▸ Problem:
Can you write out all the lines word for word, with no pictures?

▸ Exercise inputs:

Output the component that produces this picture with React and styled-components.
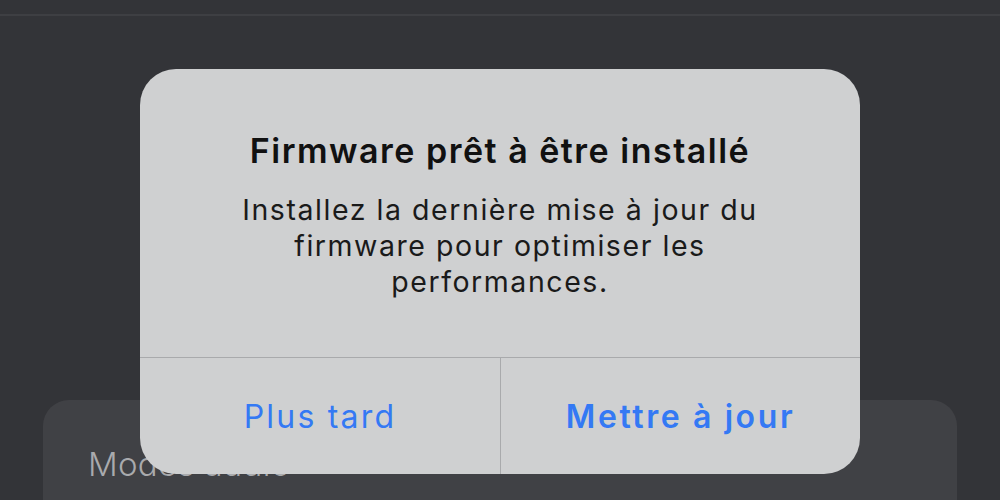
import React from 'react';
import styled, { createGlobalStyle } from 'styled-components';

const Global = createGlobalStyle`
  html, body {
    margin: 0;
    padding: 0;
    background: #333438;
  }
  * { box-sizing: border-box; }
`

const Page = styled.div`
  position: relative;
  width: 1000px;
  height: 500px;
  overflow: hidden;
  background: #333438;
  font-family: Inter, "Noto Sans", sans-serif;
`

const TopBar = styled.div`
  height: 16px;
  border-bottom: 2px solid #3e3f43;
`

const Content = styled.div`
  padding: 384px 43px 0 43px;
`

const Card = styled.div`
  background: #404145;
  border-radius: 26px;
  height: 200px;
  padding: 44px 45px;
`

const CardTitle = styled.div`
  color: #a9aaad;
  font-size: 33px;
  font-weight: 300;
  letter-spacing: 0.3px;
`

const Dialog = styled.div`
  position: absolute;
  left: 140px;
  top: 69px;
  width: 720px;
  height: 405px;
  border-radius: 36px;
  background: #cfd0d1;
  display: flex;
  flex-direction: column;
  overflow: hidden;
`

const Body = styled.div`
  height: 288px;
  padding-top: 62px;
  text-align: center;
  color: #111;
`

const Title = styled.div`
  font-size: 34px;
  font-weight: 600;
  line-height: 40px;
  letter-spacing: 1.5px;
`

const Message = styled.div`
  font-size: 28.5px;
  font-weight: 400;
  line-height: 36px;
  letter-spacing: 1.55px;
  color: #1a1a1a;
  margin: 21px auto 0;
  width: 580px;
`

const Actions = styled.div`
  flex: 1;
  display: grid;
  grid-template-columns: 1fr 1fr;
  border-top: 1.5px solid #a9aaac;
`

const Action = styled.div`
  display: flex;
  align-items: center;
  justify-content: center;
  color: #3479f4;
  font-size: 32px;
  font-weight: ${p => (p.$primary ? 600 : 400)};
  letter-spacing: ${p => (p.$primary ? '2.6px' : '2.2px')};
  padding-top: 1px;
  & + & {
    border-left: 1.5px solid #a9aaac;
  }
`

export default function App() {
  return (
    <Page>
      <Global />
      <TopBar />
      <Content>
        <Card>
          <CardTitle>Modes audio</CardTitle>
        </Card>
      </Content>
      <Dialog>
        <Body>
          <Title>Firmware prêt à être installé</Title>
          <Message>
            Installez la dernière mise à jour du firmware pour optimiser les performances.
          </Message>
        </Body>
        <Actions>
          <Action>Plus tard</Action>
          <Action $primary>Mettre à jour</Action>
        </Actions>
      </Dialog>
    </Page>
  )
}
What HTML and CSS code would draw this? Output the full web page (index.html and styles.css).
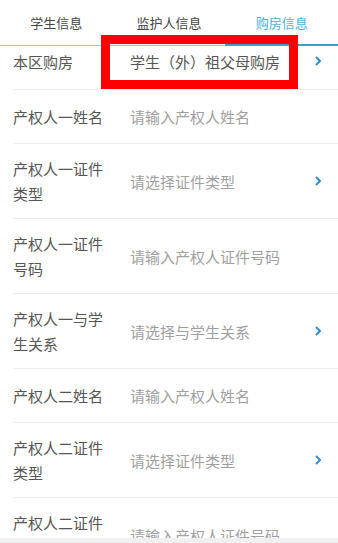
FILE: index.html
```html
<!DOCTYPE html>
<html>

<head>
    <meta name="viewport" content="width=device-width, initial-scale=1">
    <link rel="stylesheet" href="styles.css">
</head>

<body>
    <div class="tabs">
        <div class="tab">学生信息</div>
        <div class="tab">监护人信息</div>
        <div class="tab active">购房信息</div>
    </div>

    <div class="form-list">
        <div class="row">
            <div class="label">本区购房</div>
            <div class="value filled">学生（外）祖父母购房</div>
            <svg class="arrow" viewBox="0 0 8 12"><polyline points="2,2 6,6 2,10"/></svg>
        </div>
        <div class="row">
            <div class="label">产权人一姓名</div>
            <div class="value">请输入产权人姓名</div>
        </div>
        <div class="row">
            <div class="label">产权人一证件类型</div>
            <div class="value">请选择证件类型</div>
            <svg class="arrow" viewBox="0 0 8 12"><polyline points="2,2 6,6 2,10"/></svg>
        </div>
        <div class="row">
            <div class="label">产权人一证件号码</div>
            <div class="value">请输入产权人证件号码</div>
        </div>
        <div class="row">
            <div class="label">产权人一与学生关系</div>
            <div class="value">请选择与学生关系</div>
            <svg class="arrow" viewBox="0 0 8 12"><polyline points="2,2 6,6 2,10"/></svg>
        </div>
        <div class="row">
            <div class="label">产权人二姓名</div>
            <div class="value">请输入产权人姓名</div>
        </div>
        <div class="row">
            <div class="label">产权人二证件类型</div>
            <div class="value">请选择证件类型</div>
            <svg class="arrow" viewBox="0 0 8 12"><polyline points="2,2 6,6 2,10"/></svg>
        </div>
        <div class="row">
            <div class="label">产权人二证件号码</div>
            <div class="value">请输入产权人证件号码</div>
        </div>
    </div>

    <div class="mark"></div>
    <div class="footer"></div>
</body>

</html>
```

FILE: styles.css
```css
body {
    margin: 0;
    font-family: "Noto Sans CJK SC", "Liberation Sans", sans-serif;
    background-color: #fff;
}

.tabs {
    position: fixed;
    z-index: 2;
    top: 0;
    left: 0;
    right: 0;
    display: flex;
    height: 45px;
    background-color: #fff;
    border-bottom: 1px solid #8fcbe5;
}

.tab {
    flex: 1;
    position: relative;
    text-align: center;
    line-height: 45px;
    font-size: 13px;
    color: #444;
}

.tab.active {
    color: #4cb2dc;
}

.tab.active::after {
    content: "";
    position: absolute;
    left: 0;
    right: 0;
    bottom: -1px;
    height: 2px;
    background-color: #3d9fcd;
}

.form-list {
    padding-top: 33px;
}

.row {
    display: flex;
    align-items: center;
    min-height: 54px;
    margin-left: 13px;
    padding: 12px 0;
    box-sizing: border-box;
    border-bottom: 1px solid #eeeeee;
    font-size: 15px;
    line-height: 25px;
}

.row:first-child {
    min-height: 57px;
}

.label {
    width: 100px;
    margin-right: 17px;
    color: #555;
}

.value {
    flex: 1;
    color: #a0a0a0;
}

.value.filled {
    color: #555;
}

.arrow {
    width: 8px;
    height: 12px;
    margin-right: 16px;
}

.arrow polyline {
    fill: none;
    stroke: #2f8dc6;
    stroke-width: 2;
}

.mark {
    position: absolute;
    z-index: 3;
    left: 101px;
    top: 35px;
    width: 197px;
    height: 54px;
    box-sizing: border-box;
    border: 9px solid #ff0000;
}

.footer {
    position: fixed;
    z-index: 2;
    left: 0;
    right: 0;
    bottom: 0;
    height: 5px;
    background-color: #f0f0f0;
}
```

▸ Result of this exercise:
Output the component that produces this picture with React and styled-components.
import React from 'react';
import styled, { createGlobalStyle } from 'styled-components';

const Global = createGlobalStyle`
  html, body {
    margin: 0;
    padding: 0;
    background: #333438;
  }
  * { box-sizing: border-box; }
`

const Page = styled.div`
  position: relative;
  width: 1000px;
  height: 500px;
  overflow: hidden;
  background: #333438;
  font-family: Inter, "Noto Sans", sans-serif;
`

const TopBar = styled.div`
  height: 16px;
  border-bottom: 2px solid #3e3f43;
`

const Content = styled.div`
  padding: 384px 43px 0 43px;
`

const Card = styled.div`
  background: #404145;
  border-radius: 26px;
  height: 200px;
  padding: 44px 45px;
`

const CardTitle = styled.div`
  color: #a9aaad;
  font-size: 33px;
  font-weight: 300;
  letter-spacing: 0.3px;
`

const Dialog = styled.div`
  position: absolute;
  left: 140px;
  top: 69px;
  width: 720px;
  height: 405px;
  border-radius: 36px;
  background: #cfd0d1;
  display: flex;
  flex-direction: column;
  overflow: hidden;
`

const Body = styled.div`
  height: 288px;
  padding-top: 62px;
  text-align: center;
  color: #111;
`

const Title = styled.div`
  font-size: 34px;
  font-weight: 600;
  line-height: 40px;
  letter-spacing: 1.5px;
`

const Message = styled.div`
  font-size: 28.5px;
  font-weight: 400;
  line-height: 36px;
  letter-spacing: 1.55px;
  color: #1a1a1a;
  margin: 21px auto 0;
  width: 580px;
`

const Actions = styled.div`
  flex: 1;
  display: grid;
  grid-template-columns: 1fr 1fr;
  border-top: 1.5px solid #a9aaac;
`

const Action = styled.div`
  display: flex;
  align-items: center;
  justify-content: center;
  color: #3479f4;
  font-size: 32px;
  font-weight: ${p => (p.$primary ? 600 : 400)};
  letter-spacing: ${p => (p.$primary ? '2.6px' : '2.2px')};
  padding-top: 1px;
  & + & {
    border-left: 1.5px solid #a9aaac;
  }
`

export default function App() {
  return (
    <Page>
      <Global />
      <TopBar />
      <Content>
        <Card>
          <CardTitle>Modes audio</CardTitle>
        </Card>
      </Content>
      <Dialog>
        <Body>
          <Title>Firmware prêt à être installé</Title>
          <Message>
            Installez la dernière mise à jour du firmware pour optimiser les performances.
          </Message>
        </Body>
        <Actions>
          <Action>Plus tard</Action>
          <Action $primary>Mettre à jour</Action>
        </Actions>
      </Dialog>
    </Page>
  )
}
What HTML and CSS code would draw this? Output the full web page (index.html and styles.css).
FILE: index.html
```html
<!DOCTYPE html>
<html>

<head>
    <meta name="viewport" content="width=device-width, initial-scale=1">
    <link rel="stylesheet" href="styles.css">
</head>

<body>
    <div class="tabs">
        <div class="tab">学生信息</div>
        <div class="tab">监护人信息</div>
        <div class="tab active">购房信息</div>
    </div>

    <div class="form-list">
        <div class="row">
            <div class="label">本区购房</div>
            <div class="value filled">学生（外）祖父母购房</div>
            <svg class="arrow" viewBox="0 0 8 12"><polyline points="2,2 6,6 2,10"/></svg>
        </div>
        <div class="row">
            <div class="label">产权人一姓名</div>
            <div class="value">请输入产权人姓名</div>
        </div>
        <div class="row">
            <div class="label">产权人一证件类型</div>
            <div class="value">请选择证件类型</div>
            <svg class="arrow" viewBox="0 0 8 12"><polyline points="2,2 6,6 2,10"/></svg>
        </div>
        <div class="row">
            <div class="label">产权人一证件号码</div>
            <div class="value">请输入产权人证件号码</div>
        </div>
        <div class="row">
            <div class="label">产权人一与学生关系</div>
            <div class="value">请选择与学生关系</div>
            <svg class="arrow" viewBox="0 0 8 12"><polyline points="2,2 6,6 2,10"/></svg>
        </div>
        <div class="row">
            <div class="label">产权人二姓名</div>
            <div class="value">请输入产权人姓名</div>
        </div>
        <div class="row">
            <div class="label">产权人二证件类型</div>
            <div class="value">请选择证件类型</div>
            <svg class="arrow" viewBox="0 0 8 12"><polyline points="2,2 6,6 2,10"/></svg>
        </div>
        <div class="row">
            <div class="label">产权人二证件号码</div>
            <div class="value">请输入产权人证件号码</div>
        </div>
    </div>

    <div class="mark"></div>
    <div class="footer"></div>
</body>

</html>
```

FILE: styles.css
```css
body {
    margin: 0;
    font-family: "Noto Sans CJK SC", "Liberation Sans", sans-serif;
    background-color: #fff;
}

.tabs {
    position: fixed;
    z-index: 2;
    top: 0;
    left: 0;
    right: 0;
    display: flex;
    height: 45px;
    background-color: #fff;
    border-bottom: 1px solid #8fcbe5;
}

.tab {
    flex: 1;
    position: relative;
    text-align: center;
    line-height: 45px;
    font-size: 13px;
    color: #444;
}

.tab.active {
    color: #4cb2dc;
}

.tab.active::after {
    content: "";
    position: absolute;
    left: 0;
    right: 0;
    bottom: -1px;
    height: 2px;
    background-color: #3d9fcd;
}

.form-list {
    padding-top: 33px;
}

.row {
    display: flex;
    align-items: center;
    min-height: 54px;
    margin-left: 13px;
    padding: 12px 0;
    box-sizing: border-box;
    border-bottom: 1px solid #eeeeee;
    font-size: 15px;
    line-height: 25px;
}

.row:first-child {
    min-height: 57px;
}

.label {
    width: 100px;
    margin-right: 17px;
    color: #555;
}

.value {
    flex: 1;
    color: #a0a0a0;
}

.value.filled {
    color: #555;
}

.arrow {
    width: 8px;
    height: 12px;
    margin-right: 16px;
}

.arrow polyline {
    fill: none;
    stroke: #2f8dc6;
    stroke-width: 2;
}

.mark {
    position: absolute;
    z-index: 3;
    left: 101px;
    top: 35px;
    width: 197px;
    height: 54px;
    box-sizing: border-box;
    border: 9px solid #ff0000;
}

.footer {
    position: fixed;
    z-index: 2;
    left: 0;
    right: 0;
    bottom: 0;
    height: 5px;
    background-color: #f0f0f0;
}
```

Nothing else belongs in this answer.